Previously, we parsed them into a Reloc struct when reading the input,
but that's unnecessary. Handling them at output time is closer to what
lld-ELF is doing, and should make future parallelization work easier.
Depends on D79114.
Hmm. I thought part of the reason the original prototype parsed them early was to handle subsections via symbols (where you may need to adjust relocations based on subsection splitting). Do you have a sense of how this would play with that?
If I understand our current setup, we're parsing the relocations early but only resolving them (as in writing out their target) at the end, so that end part should still represent opportunities for parallelism, I think. (We should also figure out exactly what it is that COFF and ELF parallelize, and check if our design can handle parallelizing those as well.)
I'm still a bit hazy on how subsections and their relocations will end up looking like, but I don't see why we might need to adjust relocations at load time instead of at output time. From what I understand, we basically need to figure out which subsection a given relocation's address points into. Presumably subsections will keep track of their original address ranges in the input file, so we can do the relocation -> subsection mapping at output time too. Well, I should probably have a look at how ld64 handles subsections...
I *think* what ld64 does is to translate the raw relocation structures into "fixups" that target specific atoms / subsections. But it's still not clear to me that we can't do the relocation -> subsection mapping at output time. Moreover, given the current state of the implementation, I don't think having a separate Reloc struct is super useful -- all we're really doing is doing a 1:1 copy of various field values, plus the symbol/section resolution, and the latter can definitely be done at output time.

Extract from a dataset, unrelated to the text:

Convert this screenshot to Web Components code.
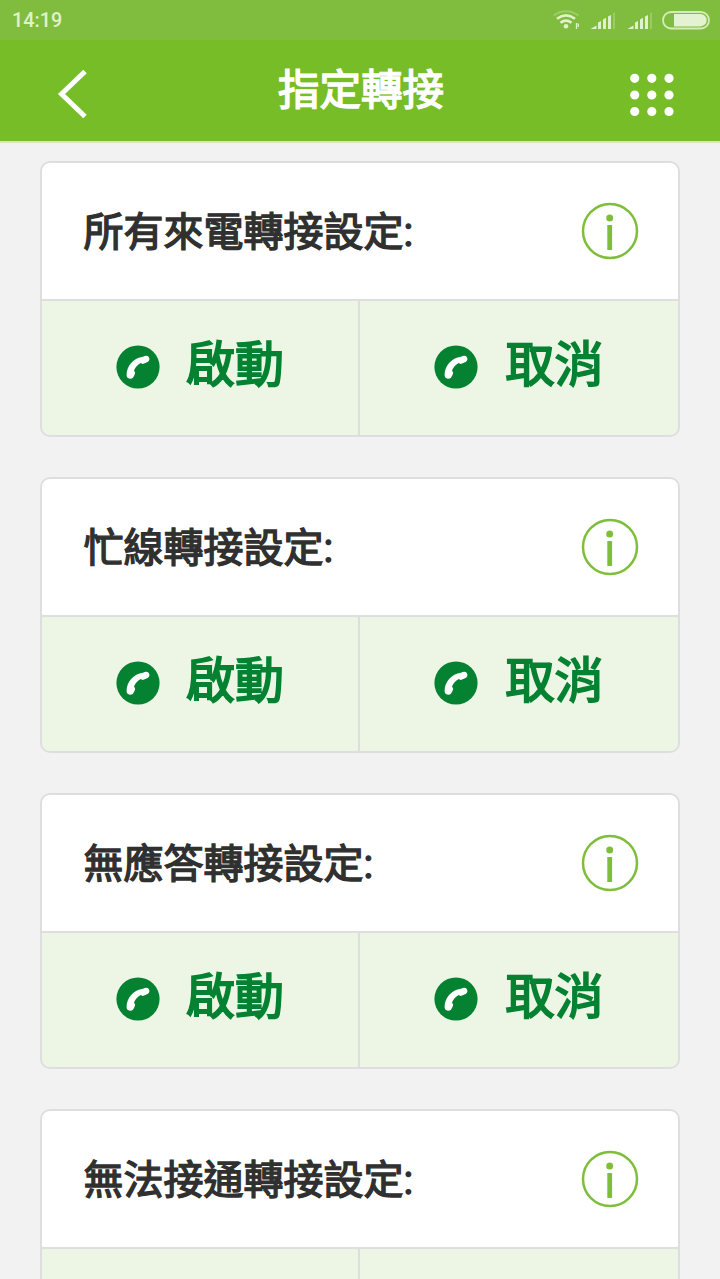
<!DOCTYPE html>
<html lang="zh-Hant">
<head>
<meta charset="utf-8">
<title>指定轉接</title>
<style>
html,body{margin:0;height:100%;overflow:hidden;background:#f2f2f2}
body{font-family:Roboto,"Noto Sans CJK TC",sans-serif}
</style>
</head>
<body>
<forward-app></forward-app>
<script>
const define=(name,html)=>customElements.define(name,class extends HTMLElement{
  constructor(){super();this.attachShadow({mode:'open'}).innerHTML=html;}
});

define('status-bar',`<style>
:host{display:flex;box-sizing:border-box;height:40px;background:#80bd3f;color:#e0f2cb;padding-left:12px;justify-content:space-between;align-items:center;font:500 19.8px/40px Roboto,sans-serif}
span{padding-top:2px}
svg{display:block}
</style><span><slot></slot></span>
<svg width="180" height="40" viewBox="0 0 180 40">
<g fill="none" stroke="#e0f2cb" stroke-width="2.6">
<path d="M13.500 15.500Q26 7 38.500 15.500" opacity=".3" stroke-width="2"/>
<path d="M17 18.800Q26 12 35 18.800"/><path d="M20.500 22.800Q26 18.500 31.500 22.800"/></g>
<circle cx="26" cy="26.300" r="2.300" fill="#e0f2cb"/>
<path d="M36.500 23v6M38.300 23.500v3.500" stroke="#e0f2cb" stroke-width="1.300"/>
<g fill="#e0f2cb"><g id="s"><path d="M50.500 29l6-3.500v3.500zM58 22.500l3-1.500v8h-3zM63 19.500l3-1.800V29h-3zM68 16.500l3-1.500v14h-3z"/><path d="M73 13.500l2-1.500v17h-2z" opacity=".28"/></g>
<use href="#s" x="37"/></g>
<rect x="123" y="12" width="46" height="16.500" rx="8.200" fill="none" stroke="#d5ebba" stroke-width="1.800"/>
<path d="M134 14h26.500a6.200 6.200 0 0 1 0 12.400H134z" fill="#e3f3d1"/>
</svg>`);

define('title-bar',`<style>
:host{display:grid;grid-template-columns:120px 1fr 120px;height:101px;background:#76bd27;border-bottom:2px solid #d5e5c1;color:#fff}
h1{margin:0;padding-left:2px;text-align:center;font:400 41.500px/94px "Noto Sans CJK TC",sans-serif;-webkit-text-stroke:1.500px currentColor}
svg{display:block}
</style>
<svg width="120" height="101" fill="none" stroke="#fff" stroke-width="5"><path d="M85 31.500L61.500 54 85 76.500"/></svg>
<h1><slot></slot></h1>
<svg width="120" height="101" viewBox="600 40 120 101" fill="none" stroke="#fff" stroke-width="9.200" stroke-linecap="round"><path d="M634.700 78.300h.01M651.800 78.300h.01M669 78.300h.01M634.700 95h.01M651.800 95h.01M669 95h.01M634.700 111.500h.01M651.800 111.500h.01M669 111.500h.01"/></svg>`);

define('info-icon',`<style>:host{display:block;width:58px;height:58px}svg{display:block}</style>
<svg width="58" height="58" viewBox="0 0 58 58"><circle cx="29" cy="29" r="27" fill="none" stroke="#7fbe3b" stroke-width="2.500"/><circle cx="28.700" cy="16" r="3.500" fill="#7fbe3b"/><path d="M28.700 23v25" stroke="#7fbe3b" stroke-width="4.800"/></svg>`);

define('call-button',`<style>
:host{display:flex;box-sizing:border-box;padding-left:74px;height:136px;background:#edf6e5;color:#048232}
svg{display:block;flex:none;margin:44px var(--icon-gap,26px) 0 0}
span{display:var(--label-display,block);font:400 49px/120px "Noto Sans CJK TC",sans-serif;white-space:nowrap;-webkit-text-stroke:1.800px currentColor}
</style>
<svg width="44" height="44" viewBox="0 0 44 44"><circle cx="22" cy="22" r="21.600" fill="#048232"/><path d="M10.600 30.500C10.300 21.500 17.500 12.800 27 11.800C28.800 10.600 31.300 10.200 32.600 11.700C34 13.600 33.500 15.800 32 16.700C30.300 17.600 28.500 18.300 26.700 18.900L24.700 17.900C21.500 19.500 19.200 22.300 18 25.500L19.200 27.700C18.700 29.500 18 31.500 16.700 33C14.500 34.600 11 33.700 10.600 30.500Z" fill="#fff"/></svg>
<span><slot></slot></span>`);

define('forward-card',`<style>
:host{display:block;box-sizing:border-box;height:275.900px;border:2px solid #dedede;border-radius:10px;background:#fff;overflow:hidden;color:#303030}
:host([partial]){--label-display:none}
header{display:flex;box-sizing:border-box;height:135.900px;padding:0 39px 0 41.500px;justify-content:space-between;align-items:center}
h2{margin:0;padding-top:4px;height:134px;font:400 40px/134px Roboto,"Noto Sans CJK TC",sans-serif;white-space:nowrap;-webkit-text-stroke:1.400px currentColor}
.actions{display:grid;grid-template-columns:316px 1fr;gap:2px;border-top:2px solid #dedede;background:#dedede}
.actions call-button+call-button{--icon-gap:27.500px}
</style>
<header><h2><slot></slot></h2><info-icon></info-icon></header>
<div class="actions"><call-button>啟動</call-button><call-button>取消</call-button></div>`);

define('forward-app',`<style>
:host{display:block;height:1279px;overflow:hidden;background:#f2f2f2}
main{display:flex;flex-direction:column;gap:40px;padding:18.300px 40px 0}
</style>
<status-bar>14:19</status-bar>
<title-bar>指定轉接</title-bar>
<main>
<forward-card>所有來電轉接設定:</forward-card>
<forward-card>忙線轉接設定:</forward-card>
<forward-card>無應答轉接設定:</forward-card>
<forward-card partial>無法接通轉接設定:</forward-card>
</main>`);
</script>
</body>
</html>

The architecture may need to be different here IMHO because of subsections. Don't forget that you need to map relocations onto subsections in order to implement gc-sections, and depending on the number of subsections you have per section, that could get expensive without an intermediate data structure. On top of that you'd still need the O(M log N) at output time. To me it seemed better to pay the O(M log N) up front once and avoid the cost at gc-sections time.